Abstract

Abstract During cardiopulmonary resuscitation, chest compressions (CCs) introduce mechanical activity in the ECG and thus preclude a reliable electrocardiographic (ECG) rhythm diagnosis. To achieve a reliable rhythm analysis, chest compression must therefore be interrupted, and therefore, the probability of the restoration of spontaneous circulation (ROSC) is adversely affected. In recent years, a number of algorithms have been developed to distinguish ventricular fibrillation (VF) rhythm from normal sinus rhythm (SR) without chest compression (CC) interruptions. However, the implementation of most of these algorithms relies on the acquisition of reference signals that are strongly correlated with CC artifacts and makes additional hardware alteration inevitable. In the present work, a novel method (the enhanced LMS method) that effectively suppresses CPR artifacts and can easily use the corrupted ECG signal alone is developed for the reliable detection of the VF rhythm during uninterrupted CCs. The enhanced LMS method was tested using mixtures of CC artifacts and real out-of-hospital ECG recordings for different corruption levels, and it was compared with other established algorithms that use the corrupted ECG signal alone, including the morphology consistency evaluation algorithm and the adaptive stop-band filtering algorithm.

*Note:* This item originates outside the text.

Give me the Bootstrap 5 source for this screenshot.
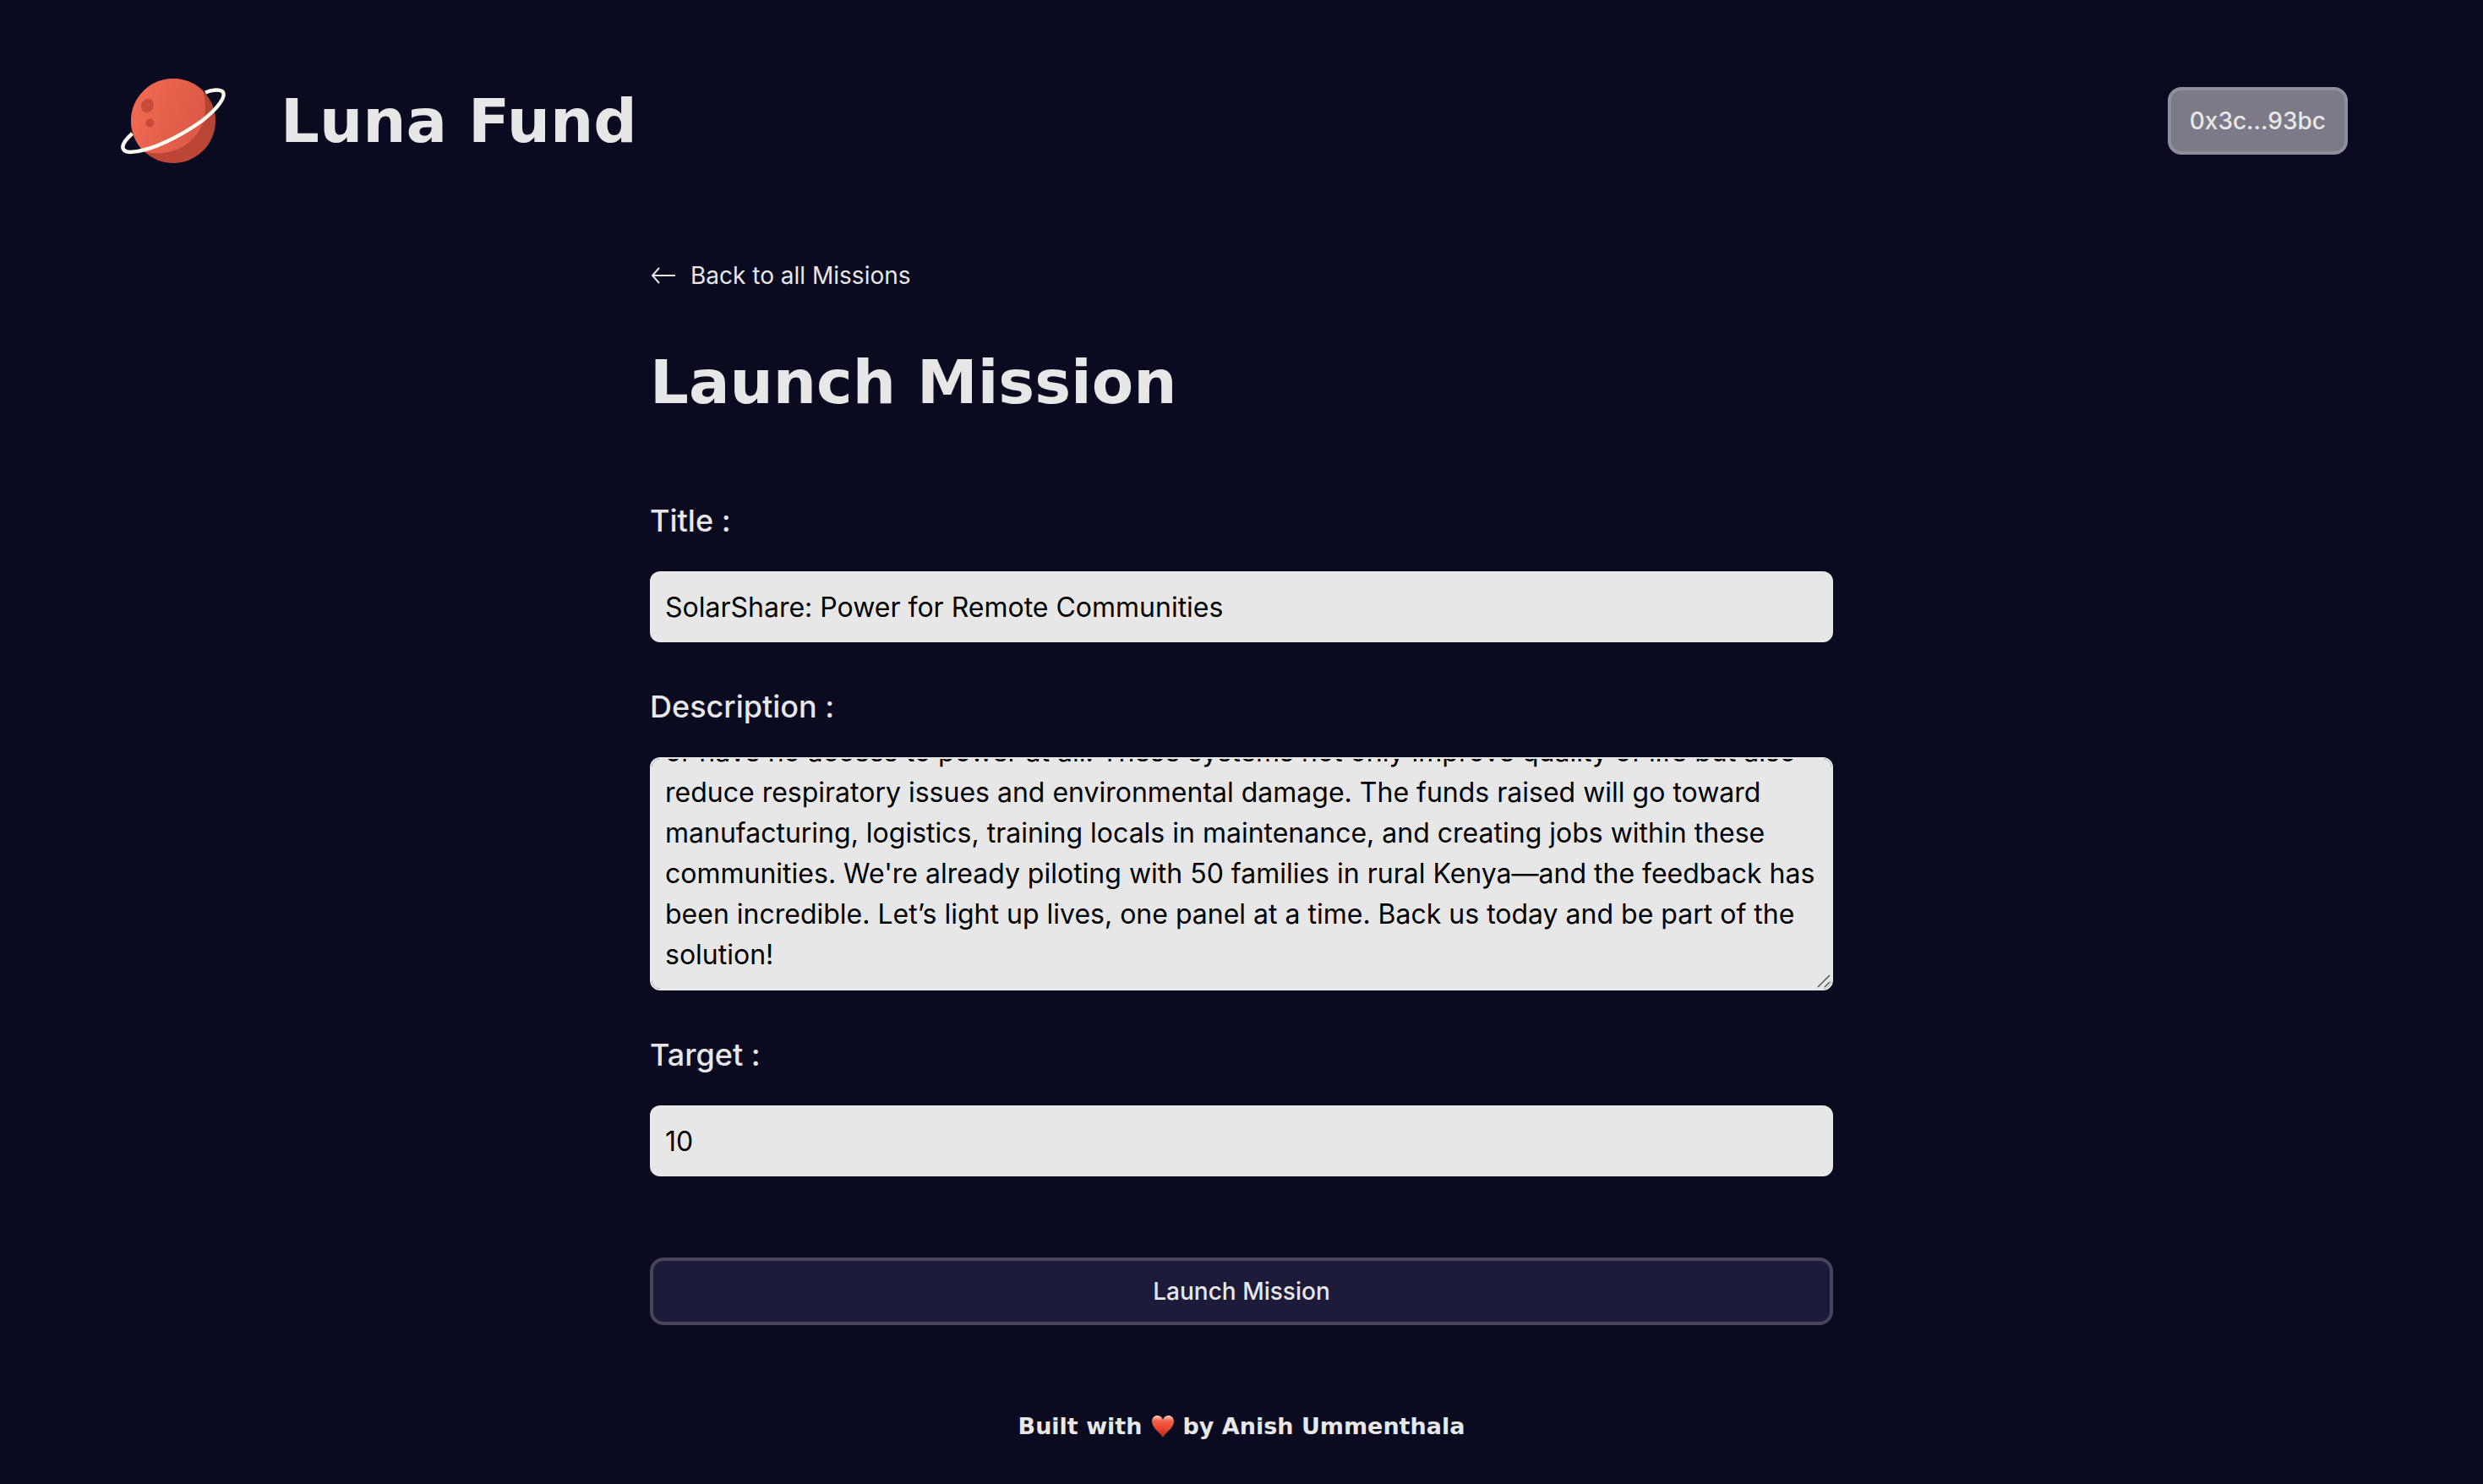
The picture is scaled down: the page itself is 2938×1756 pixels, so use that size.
<!DOCTYPE html>
<html lang="en">
<head>
<meta charset="utf-8">
<meta name="viewport" content="width=device-width, initial-scale=1">
<title>Luna Fund – Launch Mission</title>
<link href="https://cdn.jsdelivr.net/npm/bootstrap@5.3.0/dist/css/bootstrap.min.css" rel="stylesheet">
<style>
  :root { --night: #0a0a20; --fog: #e7e7e7; }
  body { background: var(--night); color: var(--fog); font-family: Inter, "Liberation Sans", sans-serif; font-size: 28px; line-height: 40px; }
  .site-header { padding: 78px 160px 98px 140px; }
  .logo { width: 130px; height: 130px; }
  .brand { gap: 62px; }
  .display-face { font-family: "DejaVu Sans", sans-serif; font-weight: 700; }
  .headline { font-size: 72px; line-height: 88px; }
  .btn-lunar { --bs-btn-color: var(--fog); --bs-btn-hover-color: #fff; --bs-btn-active-color: #fff; height: 80px; border-width: 4px; border-radius: 16px; font-size: 28px; line-height: 40px; font-weight: 500; padding: 16px 22px; }
  .btn-wallet { --bs-btn-bg: #7b7a86; --bs-btn-border-color: #908f99; --bs-btn-hover-bg: #878692; --bs-btn-hover-border-color: #9c9ba5; }
  .btn-launch { --bs-btn-bg: #1c1c3a; --bs-btn-border-color: #464559; --bs-btn-hover-bg: #27274a; --bs-btn-hover-border-color: #565569; }
  .mission { max-width: 1400px; }
  .back { gap: 16px; }
  .mission-title { margin: 56px 0 96px; }
  .field { margin-bottom: 52px; }
  .field .form-label { font-size: 36px; line-height: 48px; font-weight: 500; margin-bottom: 36px; }
  .field .form-control { background: var(--fog); border: 2px solid var(--fog); border-radius: 12px; color: #000; font-size: 32px; line-height: 48px; padding: 16px; }
  .field input.form-control { height: 84px; }
  .field textarea.form-control { height: 276px; scrollbar-width: none; resize: none; }
  .field textarea::-webkit-scrollbar { display: none; }
  .grip { position: absolute; right: 2px; bottom: 2px; width: 18px; height: 18px; pointer-events: none; }
  .submit-row { padding-top: 44px; }
  .site-footer { padding: 100px 0 48px; font-size: 27px; gap: 10px; }
</style>
<script src="https://cdn.jsdelivr.net/npm/bootstrap@5.3.0/dist/js/bootstrap.bundle.min.js"></script>
</head>
<body>
<header class="site-header d-flex justify-content-between align-items-center">
  <a href="#" class="brand d-flex align-items-center text-decoration-none text-reset">
    <svg class="logo" viewBox="10 -2 130 130" aria-hidden="true">
      <defs>
        <linearGradient id="lit" x1="0" x2="1" y1="0.2" y2="0.6"><stop stop-color="#f26b54"/><stop offset="1" stop-color="#dc5946"/></linearGradient>
        <linearGradient id="shade" x1="0" x2="0" y1="0" y2="1"><stop stop-color="#b14234"/><stop offset="1" stop-color="#bd4636"/></linearGradient>
        <clipPath id="globe"><circle cx="75" cy="63" r="50"/></clipPath>
      </defs>
      <circle cx="75" cy="63" r="50" fill="url(#shade)"/>
      <path clip-path="url(#globe)" fill="url(#lit)" d="M20 0H100C108 16 112 29 113 46C114 80 83 108 43 100L20 110Z"/>
      <ellipse cx="44.500" cy="45" rx="7.200" ry="8.500" transform="rotate(28 44.500 45)" fill="#c74c3c"/>
      <circle cx="47.500" cy="65.500" r="5" fill="#c74c3c"/>
      <path fill="none" stroke="#fffaf0" stroke-width="4.400" d="M113 29.500C121 26 130 25.500 133.500 28.500C138 34 128 48 109 63C85 80 50 99 24 100C12 99 12 91 26.500 78"/>
    </svg>
    <span class="display-face headline">Luna Fund</span>
  </a>
  <button type="button" class="btn btn-lunar btn-wallet">0x3c...93bc</button>
</header>

<main class="mission mx-auto">
  <a href="#" class="back d-inline-flex align-items-center text-decoration-none text-reset">
    <svg width="32" height="32" viewBox="0 0 32 32" fill="none" stroke="currentColor" stroke-width="2" aria-hidden="true"><path d="M30 16H3M11 7L3 16L11 25"/></svg>
    Back to all Missions
  </a>
  <h1 class="mission-title display-face headline">Launch Mission</h1>
  <form>
    <div class="field">
      <label class="form-label d-block" for="title">Title :</label>
      <input class="form-control" id="title" type="text" value="SolarShare: Power for Remote Communities">
    </div>
    <div class="field">
      <label class="form-label d-block" for="description">Description :</label>
      <div class="position-relative">
        <textarea class="form-control d-block" id="description">or have no access to power at all. These systems not only improve quality of life but also reduce respiratory issues and environmental damage. The funds raised will go toward manufacturing, logistics, training locals in maintenance, and creating jobs within these communities. We're already piloting with 50 families in rural Kenya—and the feedback has been incredible. Let’s light up lives, one panel at a time. Back us today and be part of the solution!</textarea>
        <svg class="grip" viewBox="0 0 18 18" fill="none" stroke="#555" stroke-width="1.500" aria-hidden="true"><path d="M2 16L16 2M10 16L16 10"/></svg>
      </div>
    </div>
    <div class="field">
      <label class="form-label d-block" for="target">Target :</label>
      <input class="form-control" id="target" type="text" inputmode="decimal" value="10">
    </div>
    <div class="submit-row">
      <button type="button" class="btn btn-lunar btn-launch w-100">Launch Mission</button>
    </div>
  </form>
</main>

<footer class="site-footer display-face d-flex justify-content-center align-items-center">
  <span>Built with</span>
  <svg width="28" height="28" viewBox="0 0 28 28" role="img" aria-label="love">
    <defs><linearGradient id="heart" x1="0" x2="0" y1="0" y2="1"><stop stop-color="#fbd0c4"/><stop offset="0.250" stop-color="#f2614b"/><stop offset="0.600" stop-color="#ea4330"/><stop offset="1" stop-color="#a52a1c"/></linearGradient></defs>
    <path fill="url(#heart)" d="M14 27C10 20 1 16 1 8C1 -1 12 -1 14 6C16 -1 27 -1 27 8C27 16 18 20 14 27Z"/>
  </svg>
  <span>by Anish Ummenthala</span>
</footer>
<script>
  const description = document.getElementById('description');
  description.scrollTop = description.scrollHeight;
</script>
</body>
</html>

The validation results indicate that the enhanced LMS method has superior performance in VF/SR rhythm classification under different artifact interference levels. It is shown that the VF rhythm can be reliably detected using only the corrupted ECG alone. The novel method proposed in this study is promising for identification VF from SR with no hardware alterations for clinical cardiopulmonary resuscitation practice.